The representative parameters that can quantitatively describe the change process of the system are called Collective Variables (CV) or Reaction Coordinates (RC). For example, in the chemical reaction shown in the figure below, the distance between O and C \(d(\mathrm{C-O})\) can be regarded as the reaction coordinate, and the distance between C and Br \(d(\mathrm{Br-C})\) can also be regarded as the reaction coordinate.

Given that the reaction coordinates are well defined, methods such as umbrella sampling can be used to estimate the free energy difference between different reaction coordinates through molecular simulation, and then the free energy change along with the reaction coordinates during the transforming process can be described, which is the basis of kinetic and thermodynamic research.

Slow Degrees of Freedom

In the process of dynamic simulation, some degrees of freedom change rapidly with time (such as bond length, bond angle, etc., usually on the order of fs or ps). And some degrees of freedom change slowly with time (such as the dihedral angle, usually on the order of ns, \(\mu\) s , or even ms).

Enhanced Sampling

Enhanced sampling refers to accelerating the sampling of slow degrees of freedom in the simulation process by some technical means, which are classified as collective variable-based (e.g. umbrella sampling), and collective variable-free (e.g. replica exchange).

Quantum Mechanics

Quantum Mechanics is a branch of physics that studies microscopic systems. By describing the motion and interaction of microscopic particles (such as electrons, protons, etc.), quantum mechanics can explain many experimental phenomena that cannot be explained under the framework of classical mechanics, including blackbody radiation and the spectrum of the hydrogen atom.

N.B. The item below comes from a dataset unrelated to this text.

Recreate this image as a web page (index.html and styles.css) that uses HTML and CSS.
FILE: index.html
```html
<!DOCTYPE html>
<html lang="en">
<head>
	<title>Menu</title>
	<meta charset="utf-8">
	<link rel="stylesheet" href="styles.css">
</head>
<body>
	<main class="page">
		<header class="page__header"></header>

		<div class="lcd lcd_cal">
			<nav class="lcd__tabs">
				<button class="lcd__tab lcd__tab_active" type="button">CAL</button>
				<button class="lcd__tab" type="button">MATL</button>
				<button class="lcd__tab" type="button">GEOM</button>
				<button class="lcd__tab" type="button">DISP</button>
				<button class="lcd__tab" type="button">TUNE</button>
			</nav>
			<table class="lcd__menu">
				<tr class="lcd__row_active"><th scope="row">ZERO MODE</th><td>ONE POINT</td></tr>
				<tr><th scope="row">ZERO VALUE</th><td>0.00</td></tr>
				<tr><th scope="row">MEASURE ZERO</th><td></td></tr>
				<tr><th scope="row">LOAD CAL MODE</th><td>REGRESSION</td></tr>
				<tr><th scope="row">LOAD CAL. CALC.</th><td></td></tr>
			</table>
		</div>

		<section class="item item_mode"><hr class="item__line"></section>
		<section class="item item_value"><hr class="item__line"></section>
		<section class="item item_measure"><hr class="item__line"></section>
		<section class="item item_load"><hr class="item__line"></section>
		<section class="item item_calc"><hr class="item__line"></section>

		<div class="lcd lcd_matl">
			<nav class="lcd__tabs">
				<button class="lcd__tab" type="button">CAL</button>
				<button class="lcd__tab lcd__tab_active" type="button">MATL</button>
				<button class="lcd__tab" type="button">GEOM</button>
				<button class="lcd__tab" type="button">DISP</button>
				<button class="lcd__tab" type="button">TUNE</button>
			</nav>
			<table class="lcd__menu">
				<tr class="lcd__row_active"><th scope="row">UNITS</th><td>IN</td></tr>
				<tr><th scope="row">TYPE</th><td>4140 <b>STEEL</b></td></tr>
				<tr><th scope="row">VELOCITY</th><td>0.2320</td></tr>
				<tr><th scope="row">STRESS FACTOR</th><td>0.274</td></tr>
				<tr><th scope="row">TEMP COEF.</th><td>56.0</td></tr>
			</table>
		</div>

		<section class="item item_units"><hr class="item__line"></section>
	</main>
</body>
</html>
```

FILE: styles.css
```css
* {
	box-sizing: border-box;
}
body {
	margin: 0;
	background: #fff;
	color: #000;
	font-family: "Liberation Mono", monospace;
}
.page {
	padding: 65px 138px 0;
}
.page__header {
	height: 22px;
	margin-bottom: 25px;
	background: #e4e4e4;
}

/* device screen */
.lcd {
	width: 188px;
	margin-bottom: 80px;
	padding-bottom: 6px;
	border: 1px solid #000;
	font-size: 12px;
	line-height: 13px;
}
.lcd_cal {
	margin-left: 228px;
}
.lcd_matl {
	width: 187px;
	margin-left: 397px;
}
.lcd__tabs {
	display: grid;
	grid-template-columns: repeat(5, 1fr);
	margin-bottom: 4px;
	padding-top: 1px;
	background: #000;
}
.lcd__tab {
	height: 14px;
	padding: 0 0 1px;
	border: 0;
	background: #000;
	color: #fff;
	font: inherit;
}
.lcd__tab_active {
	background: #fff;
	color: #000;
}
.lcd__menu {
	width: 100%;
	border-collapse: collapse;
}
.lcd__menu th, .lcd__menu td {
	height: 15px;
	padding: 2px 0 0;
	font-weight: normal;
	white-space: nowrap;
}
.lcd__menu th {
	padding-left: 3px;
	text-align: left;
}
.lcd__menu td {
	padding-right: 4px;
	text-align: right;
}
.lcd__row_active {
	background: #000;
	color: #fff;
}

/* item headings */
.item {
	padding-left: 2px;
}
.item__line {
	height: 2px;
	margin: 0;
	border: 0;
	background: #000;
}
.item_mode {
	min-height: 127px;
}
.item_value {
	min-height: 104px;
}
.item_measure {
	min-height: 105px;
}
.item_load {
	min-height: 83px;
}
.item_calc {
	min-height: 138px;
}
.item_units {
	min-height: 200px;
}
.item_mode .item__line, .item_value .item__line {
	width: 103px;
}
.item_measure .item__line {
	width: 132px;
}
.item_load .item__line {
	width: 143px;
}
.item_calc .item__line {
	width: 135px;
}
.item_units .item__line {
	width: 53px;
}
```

Generally, an operator acts on the state space of a physical system, making the physical system transform from one state to another. Within the context of quantum mechanics, the state of a system can be described by a state vector. Physical observables (such as position, momentum, Hamiltonian, etc.) all correspond to a (Hermitian) operator.

Schrödinger Equation

In quantum mechanics, the Schrödinger equation is a partial differential equation that describes the time evolution of the quantum state of a physical system and is the fundamental equation of quantum mechanics. The Schrödinger equation can be divided into two types: the “time-dependent Schrödinger equation”

\begin{aligned} \hat{H}\Psi=i\hbar\frac{\partial}{\partial t}\Psi \\ \end{aligned}

and the “time-independent Schrödinger equation” (also known as the steady-state Schrödinger equation)

\begin{aligned} \hat{H}\Psi&=E\Psi \\ \end{aligned}
where $\hat{H}$ is Hamiltonian operator, and Ψ is the wave function of the system.
\begin{aligned} \hat{H}&=-\frac{\hbar^2}{2m}\nabla^2+V \\ \end{aligned}

The time-dependent Schrödinger equation describes how the wave function of a quantum system evolves over time, while the time-independent Schrödinger equation describes the physical properties of a stationary quantum system.

First Principle

First Principle, also called ab initio, refers to derivation and calculation based on the basic laws of physics without additional assumptions and empirical fitting. For example, the of use the Schrodinger equation to solve electronic structure.

Wave Function

In quantum mechanics, the state of a quantum system can be described by a wave function. The wave function Ψ(r,t) is a complex-valued function. According to Bonn’s statistical interpretation, \(|Ψ|^2\) is the probability density of finding a particle at position r, time \(t\).

Born-Oppenheimer Approximation

The Born-Oppenheimer approximation refers to the approximate variable separation of the nuclear coordinates and the electron coordinates when solving quantum mechanical equations containing the nucleus and electrons, to decompose the wave function of the whole system into separately solving the nuclear wave function and the electron wave function, which are two relatively simple processes. The basis of this approximation is that the mass of the nucleus is 3 to 4 orders of magnitude larger than that of the electron, and the speed of the nucleus is much smaller than that of the electron, so the electron can be regarded as being in the potential field formed by the stationary nucleus, and the nucleus won’t be affected by the specific position of the electron, only the average force of electrons counts.

Density Functional Theory

Density functional theory (DFT) is a quantum mechanical method to study the electronic structure of multi-electron systems, and it is one of the most commonly used methods in the fields of condensed matter physics and computational chemistry. Since the classical method of electronic structure theory needs to solve the multi-electron wave function with a higher dimension (\(3N\) for a system containing \(N\) electrons), the basic idea of the density function is to use the electron density instead of the wave function as the basic amount of research, thereby reducing the computational complexity. The most common application of density functional theory is implemented with the Kohn-Sham method.